■ **Data to use**:
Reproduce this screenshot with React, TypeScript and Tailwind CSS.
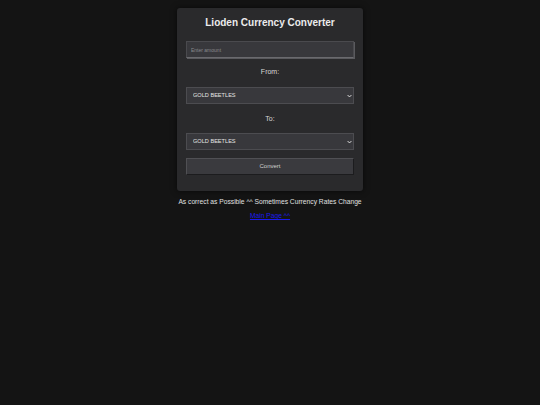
import React, { useState } from 'react';

const CURRENCIES = ['GOLD BEETLES', 'SILVER BEETLES', 'GEMS'];

const Chevron = () => (
  <svg viewBox="0 0 8 6" className="absolute right-[2px] top-[6.5px] w-[5px] h-[4px] pointer-events-none">
    <path d="M1 1.5 L4 4.5 L7 1.5" fill="none" stroke="#e0e0e0" strokeWidth="1.6" />
  </svg>
);

const App: React.FC = () => {
  const [amount, setAmount] = useState('');
  const [from, setFrom] = useState(CURRENCIES[0]);
  const [to, setTo] = useState(CURRENCIES[0]);

  return (
    <div className="min-h-[405px] bg-[#141414] font-['Liberation_Sans',Arial,sans-serif] text-[#e6e6e6] flex flex-col items-center pt-[8px]">
      <div className="w-[186px] bg-[#2a2a2c] rounded-[3px] shadow-[0_0_6px_rgba(0,0,0,0.6)] px-[9px] pt-[8px] pb-[16px] flex flex-col">
        <h1 className="text-center text-[10px] leading-[14px] font-bold text-[#ececec]">Lioden Currency Converter</h1>

        <input
          value={amount}
          onChange={e => setAmount(e.target.value)}
          placeholder="Enter amount"
          className="mt-[11px] block h-[17px] w-full bg-[#38383c] border border-[#4a4a4e] border-b-[#6a6a6e] shadow-[1px_1px_0_#5a5a5e] px-[4px] text-[5px] text-[#ddd] placeholder:text-[#8a8a8e] outline-none"
        />

        <label className="mt-[10px] text-center text-[7px] leading-[8px] text-[#d8d8d8]">From:</label>
        <div className="relative mt-[11px] h-[17px]">
          <select
            value={from}
            onChange={e => setFrom(e.target.value)}
            className="block appearance-none h-[17px] w-full bg-[#38383c] border border-[#4c4c50] px-[6px] text-[5.6px] text-[#e4e4e4] outline-none"
          >
            {CURRENCIES.map(c => <option key={c}>{c}</option>)}
          </select>
          <Chevron />
        </div>

        <label className="mt-[11px] text-center text-[7px] leading-[8px] text-[#d8d8d8]">To:</label>
        <div className="relative mt-[10px] h-[17px]">
          <select
            value={to}
            onChange={e => setTo(e.target.value)}
            className="block appearance-none h-[17px] w-full bg-[#38383c] border border-[#4c4c50] px-[6px] text-[5.6px] text-[#e4e4e4] outline-none"
          >
            {CURRENCIES.map(c => <option key={c}>{c}</option>)}
          </select>
          <Chevron />
        </div>

        <button className="mt-[8px] block h-[17px] w-full bg-[#3a3a3e] border border-[#505054] border-b-[#1c1c1e] border-r-[#1c1c1e] text-[6px] text-[#d0d0d0]">
          Convert
        </button>
      </div>

      <p className="mt-[7px] text-[6.7px] leading-[8px] text-[#e0e0e0]">As correct as Possible ^^ Sometimes Currency Rates Change</p>
      <a href="#" className="mt-[6px] text-[6.7px] leading-[8px] text-[#1a1aee] underline">Main Page ^^</a>
    </div>
  );
};

export default App;
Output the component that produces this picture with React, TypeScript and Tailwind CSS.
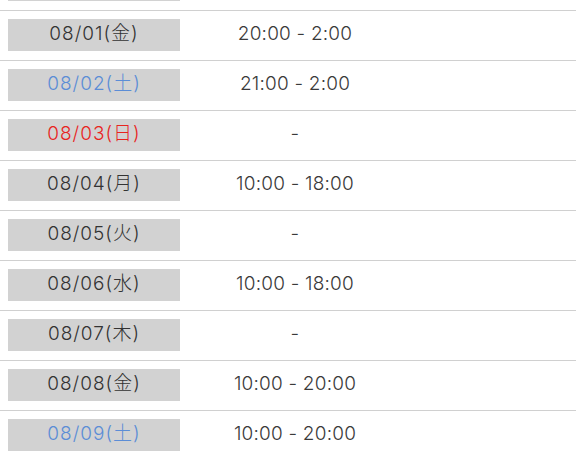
const rows: { date: string; time: string; tone?: "sat" | "sun" }[] = [
  { date: "", time: "" },
  { date: "08/01(金)", time: "20:00 - 2:00" },
  { date: "08/02(土)", time: "21:00 - 2:00", tone: "sat" },
  { date: "08/03(日)", time: "-", tone: "sun" },
  { date: "08/04(月)", time: "10:00 - 18:00" },
  { date: "08/05(火)", time: "-" },
  { date: "08/06(水)", time: "10:00 - 18:00" },
  { date: "08/07(木)", time: "-" },
  { date: "08/08(金)", time: "10:00 - 20:00" },
  { date: "08/09(土)", time: "10:00 - 20:00", tone: "sat" },
];

export default function App() {
  return (
    <div
      className="h-[452px] w-[576px] overflow-hidden bg-white"
      style={{ fontFamily: 'Inter, "Noto Sans CJK JP", sans-serif' }}
    >
      <div className="-mt-[39px]">
        {rows.map((r, i) => (
          <div
            key={i}
            className="flex items-center border-b border-[#d0d0d0] pt-[8px] pb-[9px]"
          >
            <div
              className={
                "ml-2 flex h-8 w-[172px] items-center justify-center bg-[#d2d2d2] pb-[1px] text-[19px] font-light tracking-[1px] " +
                (r.tone === "sat"
                  ? "text-[#5b8dd6]"
                  : r.tone === "sun"
                    ? "text-[#e8241e]"
                    : "text-[#333333]")
              }
            >
              {r.date}
            </div>
            <div className="w-[230px] pb-[1px] text-center text-[19px] font-light tracking-[0.2px] text-[#3a3a3a]">
              {r.time}
            </div>
          </div>
        ))}
      </div>
    </div>
  );
}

■ **What to work on**: Leave out any pictures, please, and quote only the lines from the top of the data through the line that contains "const CURRENCIES = ['GOLD".

■ **Exercise response**:
Reproduce this screenshot with React, TypeScript and Tailwind CSS.
import React, { useState } from 'react';

const CURRENCIES = ['GOLD BEETLES', 'SILVER BEETLES', 'GEMS'];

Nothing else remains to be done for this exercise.